8.8.06

Ações Afirmativas

Publicado na Gazeta do Sul, coluna opinião, em 10/08/2006:
Ações Afirmativas

Por Paulo Heuser

Sistema de cotas. Aí está um assunto polêmico. É um assunto muito complexo socialmente, politicamente e juridicamente. Já li diversos trabalhos escritos por pesquisadores nessas áreas que apenas aumentaram a certeza quanto à complexidade.
A discriminação positiva - ou ação afirmativa - está longe de ser um consenso. Alguns setores alegam que o sistema de cotas ataca o efeito da discriminação, não sua causa. Os simpatizantes do sistema de cotas raciais alegam que a inclusão social, pelo acesso ao ensino superior, acabará por erradicar as causas da discriminação racial.
Outros entendem que a discriminação positiva deve contemplar primordialmente o aspecto socioeconômico.
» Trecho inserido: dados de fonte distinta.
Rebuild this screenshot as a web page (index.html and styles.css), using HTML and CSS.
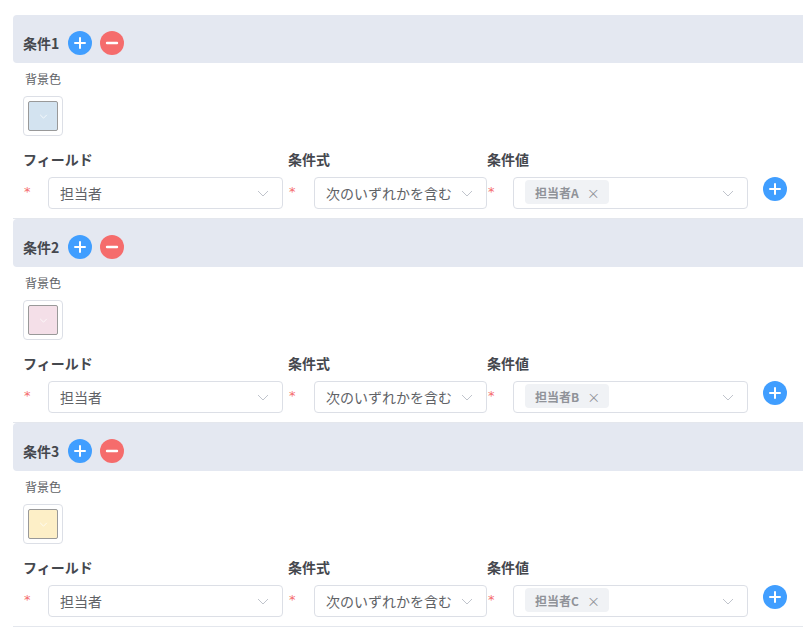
FILE: index.html
```html
<!DOCTYPE html>
<html lang="ja">
<head>
<meta charset="utf-8">
<title>条件</title>
<link rel="stylesheet" href="styles.css">
</head>
<body>
<div class="page">

  <section class="cond">
    <div class="cond-head">
      <span class="cond-title">条件1</span>
      <button class="circle add" aria-label="追加"><svg viewBox="0 0 24 24" width="24" height="24"><path d="M12 7v10M7 12h10" stroke="#fff" stroke-width="2" stroke-linecap="round"/></svg></button>
      <button class="circle del" aria-label="削除"><svg viewBox="0 0 24 24" width="24" height="24"><path d="M7 12h10" stroke="#fff" stroke-width="2.4" stroke-linecap="round"/></svg></button>
    </div>
    <div class="bg-label">背景色</div>
    <div class="picker"><div class="swatch sw-blue"><svg class="chev-w" viewBox="0 0 10 6" width="9" height="5"><path d="M1 1l4 4 4-4" fill="none" stroke="#fff" stroke-width="0.9"/></svg></div></div>
    <div class="fields">
      <div class="col col-field">
        <div class="lbl">フィールド</div>
        <div class="ctrl"><span class="req">*</span><div class="select w235"><span class="val">担当者</span><svg class="chev" viewBox="0 0 12 7" width="12" height="7"><path d="M1 1l5 5 5-5" fill="none" stroke="#c0c4cc" stroke-width="1"/></svg></div></div>
      </div>
      <div class="col col-op">
        <div class="lbl">条件式</div>
        <div class="ctrl"><span class="req">*</span><div class="select w173"><span class="val">次のいずれかを含む</span><svg class="chev" viewBox="0 0 12 7" width="12" height="7"><path d="M1 1l5 5 5-5" fill="none" stroke="#c0c4cc" stroke-width="1"/></svg></div></div>
      </div>
      <div class="col col-val">
        <div class="lbl">条件値</div>
        <div class="ctrl"><span class="req">*</span><div class="select w235"><span class="tag">担当者A<span class="x">×</span></span><svg class="chev" viewBox="0 0 12 7" width="12" height="7"><path d="M1 1l5 5 5-5" fill="none" stroke="#c0c4cc" stroke-width="1"/></svg></div></div>
      </div>
      <button class="circle add row-add" aria-label="追加"><svg viewBox="0 0 24 24" width="24" height="24"><path d="M12 7v10M7 12h10" stroke="#fff" stroke-width="2" stroke-linecap="round"/></svg></button>
    </div>
  </section>

  <section class="cond">
    <div class="cond-head">
      <span class="cond-title">条件2</span>
      <button class="circle add" aria-label="追加"><svg viewBox="0 0 24 24" width="24" height="24"><path d="M12 7v10M7 12h10" stroke="#fff" stroke-width="2" stroke-linecap="round"/></svg></button>
      <button class="circle del" aria-label="削除"><svg viewBox="0 0 24 24" width="24" height="24"><path d="M7 12h10" stroke="#fff" stroke-width="2.4" stroke-linecap="round"/></svg></button>
    </div>
    <div class="bg-label">背景色</div>
    <div class="picker"><div class="swatch sw-pink"><svg class="chev-w" viewBox="0 0 10 6" width="9" height="5"><path d="M1 1l4 4 4-4" fill="none" stroke="#fff" stroke-width="0.9"/></svg></div></div>
    <div class="fields">
      <div class="col col-field">
        <div class="lbl">フィールド</div>
        <div class="ctrl"><span class="req">*</span><div class="select w235"><span class="val">担当者</span><svg class="chev" viewBox="0 0 12 7" width="12" height="7"><path d="M1 1l5 5 5-5" fill="none" stroke="#c0c4cc" stroke-width="1"/></svg></div></div>
      </div>
      <div class="col col-op">
        <div class="lbl">条件式</div>
        <div class="ctrl"><span class="req">*</span><div class="select w173"><span class="val">次のいずれかを含む</span><svg class="chev" viewBox="0 0 12 7" width="12" height="7"><path d="M1 1l5 5 5-5" fill="none" stroke="#c0c4cc" stroke-width="1"/></svg></div></div>
      </div>
      <div class="col col-val">
        <div class="lbl">条件値</div>
        <div class="ctrl"><span class="req">*</span><div class="select w235"><span class="tag">担当者B<span class="x">×</span></span><svg class="chev" viewBox="0 0 12 7" width="12" height="7"><path d="M1 1l5 5 5-5" fill="none" stroke="#c0c4cc" stroke-width="1"/></svg></div></div>
      </div>
      <button class="circle add row-add" aria-label="追加"><svg viewBox="0 0 24 24" width="24" height="24"><path d="M12 7v10M7 12h10" stroke="#fff" stroke-width="2" stroke-linecap="round"/></svg></button>
    </div>
  </section>

  <section class="cond">
    <div class="cond-head">
      <span class="cond-title">条件3</span>
      <button class="circle add" aria-label="追加"><svg viewBox="0 0 24 24" width="24" height="24"><path d="M12 7v10M7 12h10" stroke="#fff" stroke-width="2" stroke-linecap="round"/></svg></button>
      <button class="circle del" aria-label="削除"><svg viewBox="0 0 24 24" width="24" height="24"><path d="M7 12h10" stroke="#fff" stroke-width="2.4" stroke-linecap="round"/></svg></button>
    </div>
    <div class="bg-label">背景色</div>
    <div class="picker"><div class="swatch sw-yellow"><svg class="chev-w" viewBox="0 0 10 6" width="9" height="5"><path d="M1 1l4 4 4-4" fill="none" stroke="#fff" stroke-width="0.9"/></svg></div></div>
    <div class="fields">
      <div class="col col-field">
        <div class="lbl">フィールド</div>
        <div class="ctrl"><span class="req">*</span><div class="select w235"><span class="val">担当者</span><svg class="chev" viewBox="0 0 12 7" width="12" height="7"><path d="M1 1l5 5 5-5" fill="none" stroke="#c0c4cc" stroke-width="1"/></svg></div></div>
      </div>
      <div class="col col-op">
        <div class="lbl">条件式</div>
        <div class="ctrl"><span class="req">*</span><div class="select w173"><span class="val">次のいずれかを含む</span><svg class="chev" viewBox="0 0 12 7" width="12" height="7"><path d="M1 1l5 5 5-5" fill="none" stroke="#c0c4cc" stroke-width="1"/></svg></div></div>
      </div>
      <div class="col col-val">
        <div class="lbl">条件値</div>
        <div class="ctrl"><span class="req">*</span><div class="select w235"><span class="tag">担当者C<span class="x">×</span></span><svg class="chev" viewBox="0 0 12 7" width="12" height="7"><path d="M1 1l5 5 5-5" fill="none" stroke="#c0c4cc" stroke-width="1"/></svg></div></div>
      </div>
      <button class="circle add row-add" aria-label="追加"><svg viewBox="0 0 24 24" width="24" height="24"><path d="M12 7v10M7 12h10" stroke="#fff" stroke-width="2" stroke-linecap="round"/></svg></button>
    </div>
  </section>

</div>
</body>
</html>
```

FILE: styles.css
```css
html, body {
  margin: 0;
  padding: 0;
  background: #fff;
  overflow: hidden;
}
body {
  font-family: "Noto Sans CJK JP", "Noto Sans", sans-serif;
  color: #606266;
}
.page {
  width: 830px;
  padding: 15px 0 0 13px;
}
.cond {
  border-bottom: 1px solid #e4e7ed;
  padding-bottom: 9px;
}
.cond-head {
  height: 48px;
  box-sizing: border-box;
  padding: 8px 0 0 10px;
  background: #e4e8f1;
  border-radius: 4px 0 0 4px;
  display: flex;
  align-items: center;
}
.cond-title {
  font-size: 14px;
  font-weight: 700;
  color: #45484e;
  margin-right: 9px;
}
.circle {
  width: 24px;
  height: 24px;
  border-radius: 50%;
  border: 0;
  padding: 0;
  display: flex;
  align-items: center;
  justify-content: center;
  cursor: pointer;
}
.circle svg { display: block; }
.add { background: #409eff; }
.del { background: #f56c6c; margin-left: 8px; }
.bg-label {
  font-size: 12px;
  line-height: 18px;
  padding: 7px 0 0 12px;
  color: #606266;
}
.picker {
  margin: 8px 0 0 10px;
  width: 40px;
  height: 40px;
  box-sizing: border-box;
  border: 1px solid #dcdfe6;
  border-radius: 4px;
  display: flex;
  align-items: center;
  justify-content: center;
}
.swatch {
  width: 30px;
  height: 30px;
  box-sizing: border-box;
  border: 1px solid #999;
  border-radius: 2px;
  display: flex;
  align-items: center;
  justify-content: center;
}
.sw-blue { background: #d3e3f0; }
.sw-pink { background: #f4dfe8; }
.sw-yellow { background: #fdefc7; }
.fields {
  display: flex;
  align-items: flex-end;
  margin: 13px 0 0 10px;
}
.col { display: flex; flex-direction: column; }
.col-field { width: 260px; }
.col-op { width: 199px; margin-left: 5px; }
.col-val { width: 261px; }
.lbl {
  font-size: 14px;
  font-weight: 700;
  line-height: 20px;
  color: #45484e;
  margin-bottom: 8px;
}
.ctrl { display: flex; align-items: flex-start; }
.req {
  color: #f56c6c;
  font-family: "DejaVu Sans", sans-serif;
  font-size: 13px;
  line-height: 30px;
  height: 32px;
  flex: 1;
  padding-left: 1px;
}
.select {
  height: 32px;
  box-sizing: border-box;
  border: 1px solid #dcdfe6;
  border-radius: 4px;
  display: flex;
  align-items: center;
  padding: 0 13px 0 11px;
  background: #fff;
}
.w235 { width: 235px; }
.w173 { width: 173px; }
.val {
  flex: 1;
  font-size: 14px;
  color: #606266;
  white-space: nowrap;
  overflow: hidden;
}
.chev { flex: none; margin-left: auto; }
.tag {
  height: 24px;
  box-sizing: border-box;
  padding: 0 9px 0 10px;
  margin-top: -2px;
  background: #f0f2f5;
  border-radius: 4px;
  font-size: 12px;
  font-weight: 700;
  color: #909399;
  display: flex;
  align-items: center;
}
.x {
  font-weight: 400;
  font-size: 13px;
  margin-left: 8px;
}
.row-add {
  margin-left: 15px;
  align-self: flex-end;
  margin-bottom: 8px;
}
```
A própria interpretação jurídica é bastante diversa. Enquanto alguns se prendem à interpretação literal dos artigos constitucionais, outros procuram interpretar o texto constitucional de uma forma mais subjetiva, com ênfase nos verbos, ou nas ações daí provenientes.
Por tudo que li, este assunto não se esgotará tão cedo. Ao tentar formar uma opinião fundamentada em um processo mais consistente, acabei percebendo algumas coisas.
Curiosamente já praticamos ações afirmativas sem nos dar conta disto. Uma forma de discriminação citada em alguns textos é a especista (por espécie). Falando mais claramente, privilegiamos algumas espécies de seres vivos, notadamente àquelas em extinção. Veio à lembrança um episódio vivido pela minha família, em um algum julho passado, na praia de Bombinhas, SC.
Estávamos passeando pela Prainha, praticamente deserta, não fosse pela presença de um pingüim. Parado na areia, de costas para o mar, o dito cujo estava inerte, provavelmente exausto pela viagem que realizara. Pensamos imediatamente em ligar para o Ibama. Qual seria o telefone de emergência? Um sujeito sentado no alpendre de um bar, notando nossa agitação, recomendou que deixássemos a natureza seguir seu curso. O bicho morreria mesmo.
Indignados com tamanha falta de sensibilidade ecológica, nos dirigimos à operadora de mergulho mais próxima. Mergulhadores têm uma consciência ecológica muito desenvolvida, pelo menos nos cursos e discursos. O atendente ouviu nosso relato e, constrangido, indagou: - vocês são gaúchos, não são? Não apenas o sotaque nos denunciara. A preocupação com o pingüim também. O sujeito confessou que lá não havia serviço que pudesse ser acionado para salvar o animal. Seria coisa de gaúcho. Estávamos inconscientemente praticando uma ação afirmativa. Que provavelmente não praticaríamos se o animal fosse um cão sarnento ou uma vaca a estrebuchar.
Vejo que não apenas os gaúchos praticam a discriminação positiva especista. Os mineiros inovam na preservação de outras espécies, talvez pela falta de praias que permitam a chegada dos pingüins. Lá surge um sistema de cotas que privilegia outros filos zoológicos, como o dos Anelídeos da classe Hirudínea. Popularmente são conhecidos como sanguessugas.
Em Governador Valadares a preocupação foi tanta que no domingo passado chegaram a construir um viveiro especial separado do viveiro das outras espécies. Haveria risco de desabamento do viveiro único, pelo peso das sanguessugas. Estes anelídeos estão ligados à saúde humana desde a Idade Média, quando foram utilizados nas sangrias dos pacientes da nobreza.
Nos dias de hoje a relação permanece, alterou-se apenas a classe socioeconômica dos pacientes. Agora as sanguessugas sugam o sangue dos pobres.

E-mail: prheuser@gmail.com

1 Comments:

At quarta-feira, 09 agosto, 2006, Anonymous Anônimo said...

assunto polêmico mesmo. gostei a forma da abordagem! =) e dos anelídeos também!